Black Jack Gum. So now you expect me to not only eat black licorice, but keep it in my mouth for hours on end?

Halvah. I don’t remember any kids actually buying this at the candy store, but my dad bought it and kept it in the house from time to time. This was the family’s candy equivalent of really bad cookies. This actually did last in time for dad to claim it, because we would sooner eat really bad cookies than halvah.

Marzipan. I have no words to explain this. I just never understood marzipan.

Jelly Fruit Slices. These only made an appearance in our house during Passover, when we broke out the “religious desserts” which included Manischewitz macaroons in a can and these sorry-ass mouth-puckering excuses for candy.

Milk Duds. Yes, they were duds. On your first bite, the candy became lodged in your lower molar and stayed there until your next visit to the dentist.

Jaw Breakers. For the kids who had too much spare time on their hands and were willing to dedicate the muscle and brawn necessary to crack these things.

Candy Cigarettes. The packaging for these was frighteningly realistic and you could buy them in chocolate or bubble gum flavor. The bubble gum ones had a sugar-based powder on them that enabled you to pretend you were blowing real smoke. Oy.
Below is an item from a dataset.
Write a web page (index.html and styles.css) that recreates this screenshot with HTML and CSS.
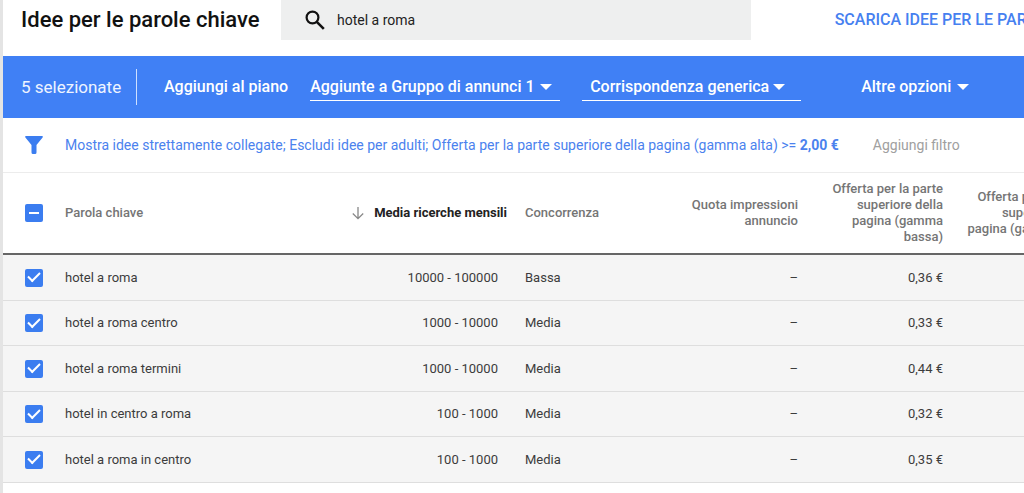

Pretzel Rods. This is what you ended up buying when you didn’t have enough money for real candy. The rods were in a large plastic container at the front counter and you could pick your own ,which often entailed touching every single one to find the right one, which was delightful, because inevitably, the kid who picked his own before you had also recently picked his nose.

To my dentist’s delight, I still eat chocolate just about every day (fortunately, I gave up the chocolate cigarettes decades ago). And every time I have a piece of chocolate, I’m reminded of the happy sound of the thunk of those candy bars hitting the couch and the wonderful memory of greeting my dad with a big hug upon his arrival home from work.